I think that with the object known as Eddie's "comet" passes away the last of our susceptibility to the common fallacy of personifying. It is one of the most deep-rooted of positivist illusions—that people are persons. We have been guilty too often of spleens and spites and ridicules against astronomers, as if they were persons, or final unities, individuals, completenesses, or selves—instead of indeterminate parts. But, so long as we remain in quasi-existence, we can cast out illusion only with some other illusion, though the other illusion may approximate higher to reality. So we personify no more—but we super-personify. We now take into full acceptance our expression that Development is an Autocracy of Successive Dominants—which are not final—but which approximate higher to individuality or self-ness, than do the human tropisms that irresponsibly correlate to them.
Eddie reported a celestial object, from the Observatory at Grahamstown, South Africa. It was in 1890. The New Dominant was only heir presumptive then, or heir apparent but not obvious. The thing that Eddie reported might as well have been reported by a night watchman, who had looked up through an unplaced sewer pipe.
It did not correlate.
The thing was not admitted to Monthly Notices. I think myself that if the Editor had attempted to let it in—earthquake—or a mysterious fire in his publishing house.
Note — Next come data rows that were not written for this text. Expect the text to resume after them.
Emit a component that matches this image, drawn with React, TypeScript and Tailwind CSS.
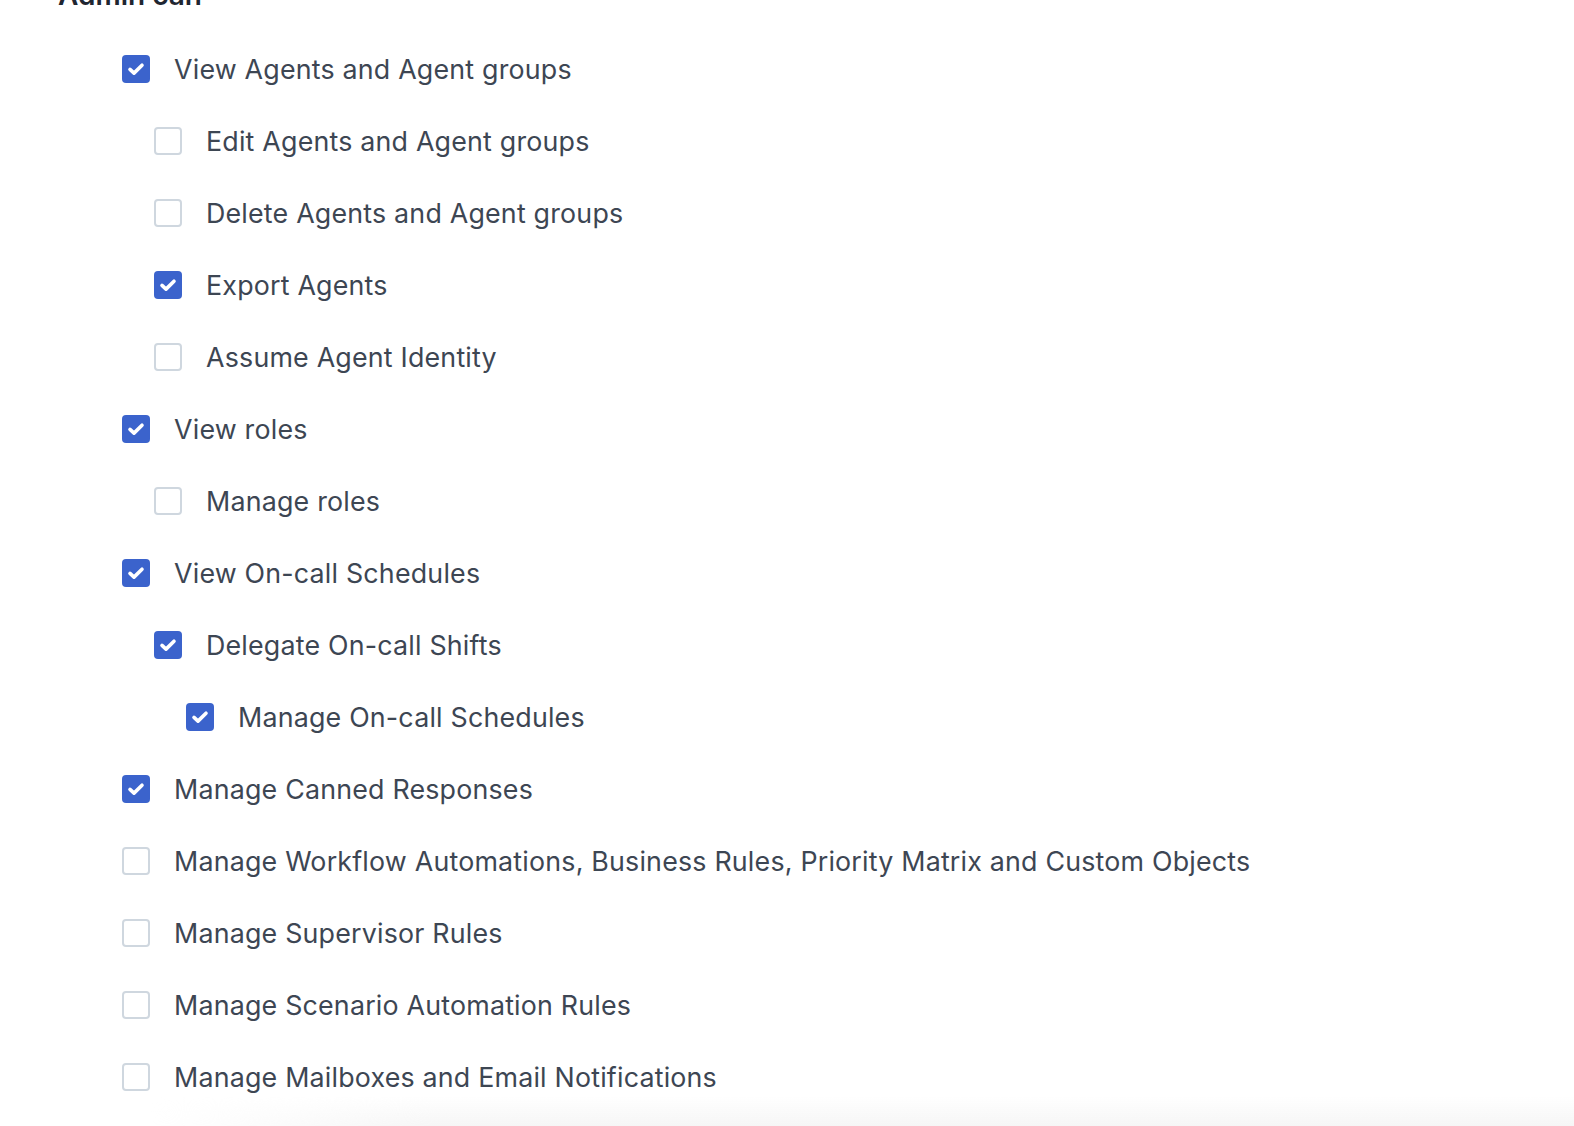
import { ReactNode } from "react";

type Perm = { label: string; level: 0 | 1 | 2; checked: boolean };

const PERMISSIONS: Perm[] = [
  { label: "View Agents and Agent groups", level: 0, checked: true },
  { label: "Edit Agents and Agent groups", level: 1, checked: false },
  { label: "Delete Agents and Agent groups", level: 1, checked: false },
  { label: "Export Agents", level: 1, checked: true },
  { label: "Assume Agent Identity", level: 1, checked: false },
  { label: "View roles", level: 0, checked: true },
  { label: "Manage roles", level: 1, checked: false },
  { label: "View On-call Schedules", level: 0, checked: true },
  { label: "Delegate On-call Shifts", level: 1, checked: true },
  { label: "Manage On-call Schedules", level: 2, checked: true },
  { label: "Manage Canned Responses", level: 0, checked: true },
  { label: "Manage Workflow Automations, Business Rules, Priority Matrix and Custom Objects", level: 0, checked: false },
  { label: "Manage Supervisor Rules", level: 0, checked: false },
  { label: "Manage Scenario Automation Rules", level: 0, checked: false },
  { label: "Manage Mailboxes and Email Notifications", level: 0, checked: false },
];

const indent = ["pl-[122px]", "pl-[154px]", "pl-[186px]"];

function Checkbox({ checked }: { checked: boolean }) {
  if (checked) {
    return (
      <span className="flex h-7 w-7 shrink-0 items-center justify-center rounded-[4px] bg-[#3b63cc]">
        <svg width="20" height="20" viewBox="0 0 20 20" fill="none">
          <path d="M4 10.4l4 3.7L16 6.2" stroke="#fff" strokeWidth="3.6" strokeLinecap="round" strokeLinejoin="round" />
        </svg>
      </span>
    );
  }
  return <span className="h-7 w-7 shrink-0 rounded-[4px] border-2 border-[#cfd7df] bg-white" />;
}

function Row({ level, children, checked }: { level: number; checked: boolean; children: ReactNode }) {
  return (
    <li className={`flex h-[72px] items-center gap-6 ${indent[level]}`}>
      <Checkbox checked={checked} />
      <span className="text-[26.8px] tracking-[0.2px] text-[#3d4653]">{children}</span>
    </li>
  );
}

export default function App() {
  return (
    <div className="relative h-[1126px] overflow-hidden bg-white font-['Inter','Noto_Sans',sans-serif]">
      <h2 className="-mt-[22px] pl-[58px] text-[28px] leading-[34px] font-semibold text-[#1f2631]">Admin can</h2>
      <ul className="mt-[21.4px]">
        {PERMISSIONS.map((p) => (
          <Row key={p.label} level={p.level} checked={p.checked}>
            {p.label}
          </Row>
        ))}
      </ul>
      {/* faint footer shadow creeping in from the bottom edge */}
      <div className="pointer-events-none absolute bottom-0 left-[150px] right-0 h-[30px] bg-gradient-to-b from-transparent to-[#f6f6f6] [mask-image:linear-gradient(to_right,transparent,black_20%)]" />
    </div>
  );
}
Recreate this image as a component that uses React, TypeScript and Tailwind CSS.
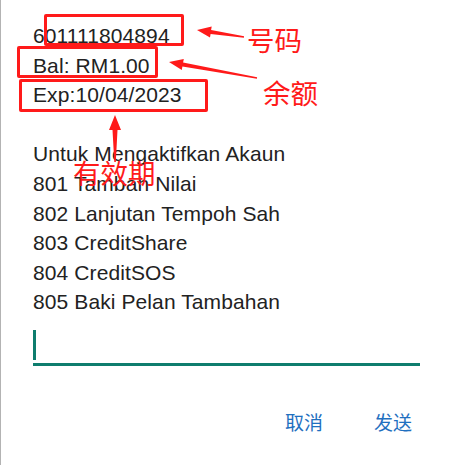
import React from "react";

function arrow(tx: number, ty: number, sx: number, sy: number, headLen: number, headW: number, shaftW: number, tailW: number) {
  const dx = sx - tx;
  const dy = sy - ty;
  const len = Math.hypot(dx, dy);
  const ux = dx / len;
  const uy = dy / len;
  const px = -uy;
  const py = ux;
  const bx = tx + ux * headLen;
  const by = ty + uy * headLen;
  const pts = [
    [tx, ty],
    [bx + px * headW / 2, by + py * headW / 2],
    [bx + px * shaftW / 2, by + py * shaftW / 2],
    [sx + px * tailW / 2, sy + py * tailW / 2],
    [sx - px * tailW / 2, sy - py * tailW / 2],
    [bx - px * shaftW / 2, by - py * shaftW / 2],
    [bx - px * headW / 2, by - py * headW / 2],
  ];
  return pts.map((p) => p.map((v) => v.toFixed(1)).join(",")).join(" ");
}

const lines = [
  "601111804894",
  "Bal: RM1.00",
  "Exp:10/04/2023",
  "\u00a0",
  "Untuk Mengaktifkan Akaun",
  "801 Tambah Nilai",
  "802 Lanjutan Tempoh Sah",
  "803 CreditShare",
  "804 CreditSOS",
  "805 Baki Pelan Tambahan",
];

export default function App() {
  return (
    <div className="relative w-[450px] h-[465px] overflow-hidden bg-white border-l border-[#b3b3b3]">
      <div className="flex flex-col pl-[32px] pr-[30px] pt-[21px]">
        <div
          className="flex flex-col text-[21px] leading-[29.6px] tracking-[0.1px] text-[#222222]"
          style={{ fontFamily: '"Liberation Sans", Arial, sans-serif' }}
        >
          {lines.map((l, i) => (
            <div key={i}>{l}</div>
          ))}
        </div>
        <div className="mt-[13px] flex h-[36px] items-start border-b-[3px] border-[#0e7d6e]">
          <div className="h-[30px] w-[3px] bg-[#0e7d6e]" />
        </div>
        <div
          className="mt-[46px] flex justify-end gap-[51px] pr-[8px] text-[19px] leading-none text-[#1f70c0]"
          style={{ fontFamily: '"Noto Sans CJK SC", sans-serif' }}
        >
          <span>取消</span>
          <span>发送</span>
        </div>
      </div>

      {/* annotation boxes */}
      <div className="absolute left-[43px] top-[14px] h-[32px] w-[140px] rounded-[2px] border-[3px] border-[#ff1a1a]" />
      <div className="absolute left-[16px] top-[46px] h-[32px] w-[141px] rounded-[2px] border-[3px] border-[#ff1a1a]" />
      <div className="absolute left-[18px] top-[79px] h-[33px] w-[189px] rounded-[2px] border-[3px] border-[#ff1a1a]" />

      <div
        className="absolute left-[246px] top-[26px] text-[27.5px] leading-none text-[#ff1a1a]"
        style={{ fontFamily: '"Noto Sans CJK SC", sans-serif' }}
      >
        号码
      </div>
      <div
        className="absolute left-[262px] top-[79px] text-[27.5px] leading-none text-[#ff1a1a]"
        style={{ fontFamily: '"Noto Sans CJK SC", sans-serif' }}
      >
        余额
      </div>
      <div
        className="absolute left-[72px] top-[159px] text-[27.5px] leading-none text-[#ff1a1a]"
        style={{ fontFamily: '"Noto Sans CJK SC", sans-serif' }}
      >
        有效期
      </div>

      <svg className="absolute left-0 top-0" width="450" height="465" viewBox="0 0 450 465">
        <polygon points={arrow(196, 30, 243, 37, 14, 11, 4, 1.5)} fill="#ff1a1a" />
        <polygon points={arrow(168, 62, 256, 78, 14, 11, 4, 1.5)} fill="#ff1a1a" />
        <polygon points={arrow(114, 115, 114, 162, 15, 12, 5, 1.5)} fill="#ff1a1a" />
      </svg>
    </div>
  );
}
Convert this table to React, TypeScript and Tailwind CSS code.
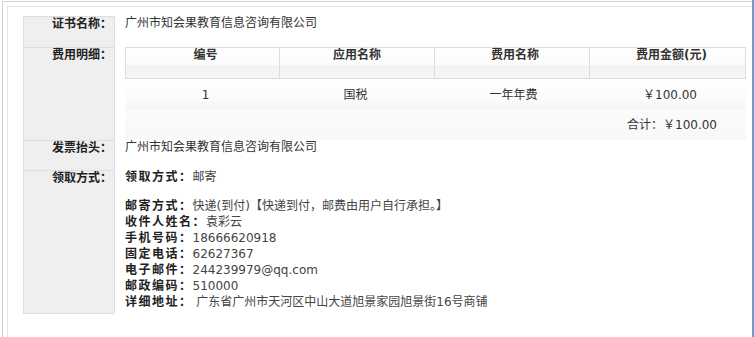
const font = "font-['DejaVu_Sans','Noto_Sans_CJK_SC',sans-serif]";

const fees = [{ no: "1", app: "国税", name: "一年年费", amount: "￥100.00" }];

const shipping: [string, string][] = [
  ["邮寄方式：", "快递(到付)【快递到付，邮费由用户自行承担。】"],
  ["收件人姓名：", "袁彩云"],
  ["手机号码：", "18666620918"],
  ["固定电话：", "62627367"],
  ["电子邮件：", "244239979@qq.com"],
  ["邮政编码：", "510000"],
  ["详细地址：", " 广东省广州市天河区中山大道旭景家园旭景街16号商铺"],
];

function Label({ children, last = false }: { children: React.ReactNode; last?: boolean }) {
  return (
    <div
      className={`w-[92px] shrink-0 bg-[#efefef] border-t border-l border-r border-[#dedede] ${
        last ? "border-b" : ""
      } text-right pr-[2px] font-bold text-[#222] leading-[14px]`}
    >
      {children}
    </div>
  );
}

const cols = "grid grid-cols-[153px_155px_155px_156px]";

export default function App() {
  return (
    <div className={`w-[754px] h-[337px] bg-white border-r-2 border-[#7397d5] overflow-hidden text-[12px] text-[#333] ${font}`}>
      <div className="mt-[1px] ml-[2px] h-full border-t border-l border-[#d0d0d0]">
        <div className="mt-[4px] ml-[4px] h-full border-t border-l border-[#e4e4e4] pt-[9px] pl-[15px]">
          {/* 证书名称 */}
          <div className="flex h-[31px]">
            <Label>证书名称：</Label>
            <div className="pl-[10px] leading-[14px]">广州市知会果教育信息咨询有限公司</div>
          </div>

          {/* 费用明细 */}
          <div className="flex h-[93px]">
            <Label>费用明细：</Label>
            <div className="pl-[10px]">
              <div className="w-[621px]">
                <div className={`${cols} h-[32px] border border-[#dcdcdc] bg-[linear-gradient(to_bottom,#ffffff_0%,#fbfbfb_55%,#f3f3f3_60%,#f6f6f6_100%)] font-bold leading-[14px]`}>
                  <div className="text-center pl-[6px]">编号</div>
                  <div className="text-center border-l border-[#dcdcdc]">应用名称</div>
                  <div className="text-center border-l border-[#dcdcdc] pl-[6px]">费用名称</div>
                  <div className="text-center border-l border-[#dcdcdc] pl-[8px]">费用金额(元)</div>
                </div>
                {fees.map((f) => (
                  <div
                    key={f.no}
                    className={`${cols} h-[30px] items-center bg-[linear-gradient(to_bottom,#ffffff_0%,#fcfcfc_60%,#f5f5f5_100%)]`}
                  >
                    <div className="text-center pl-[8px] pt-[2px]">{f.no}</div>
                    <div className="text-center pt-[2px]">{f.app}</div>
                    <div className="text-center pl-[6px] pt-[2px]">{f.name}</div>
                    <div className="text-center pl-[8px] pt-[2px]">{f.amount}</div>
                  </div>
                ))}
                <div className="h-[31px] flex items-center justify-end pr-[29px] bg-[linear-gradient(to_bottom,#fbfbfb_0%,#f8f8f8_100%)]">
                  合计：￥100.00
                </div>
              </div>
            </div>
          </div>

          {/* 发票抬头 */}
          <div className="flex h-[30px]">
            <Label>发票抬头：</Label>
            <div className="pl-[10px] leading-[14px]">广州市知会果教育信息咨询有限公司</div>
          </div>

          {/* 领取方式 */}
          <div className="flex h-[144px]">
            <Label last>领取方式：</Label>
            <div className="pl-[10px] text-[#444]">
              <div className="leading-[14px]">
                <span className="font-bold text-[#222] tracking-[1.5px]">领取方式：</span>
                邮寄
              </div>
              <div className="mt-[14px] leading-[16px]">
                {shipping.map(([k, v]) => (
                  <div key={k} className="whitespace-pre">
                    <span className="font-bold text-[#222] tracking-[1.5px]">{k}</span>
                    {v}
                  </div>
                ))}
              </div>
            </div>
          </div>
        </div>
      </div>
    </div>
  );
}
The Dominants are jealous gods.
In Nature, presumably a vassal of the new god, though of course also plausibly rendering homage to the old, is reported a comet-like body, of Oct. 27, 1890, observed at Grahamstown, by Eddie. It may have looked comet-like, but it moved 100 degrees while visible, or one hundred degrees in three-quarters of an hour. See Nature, 43-89, 90.
In Nature, 44-519, Prof. Copeland describes a similar appearance that he had seen, Sept. 10, 1891. Dreyer says (Nature, 44-541) that he had seen this object at the Armagh Observatory. He likens it to the object that was reported by Eddie. It was seen by Dr. Alexander Graham Bell, Sept. 11, 1891, in Nova Scotia.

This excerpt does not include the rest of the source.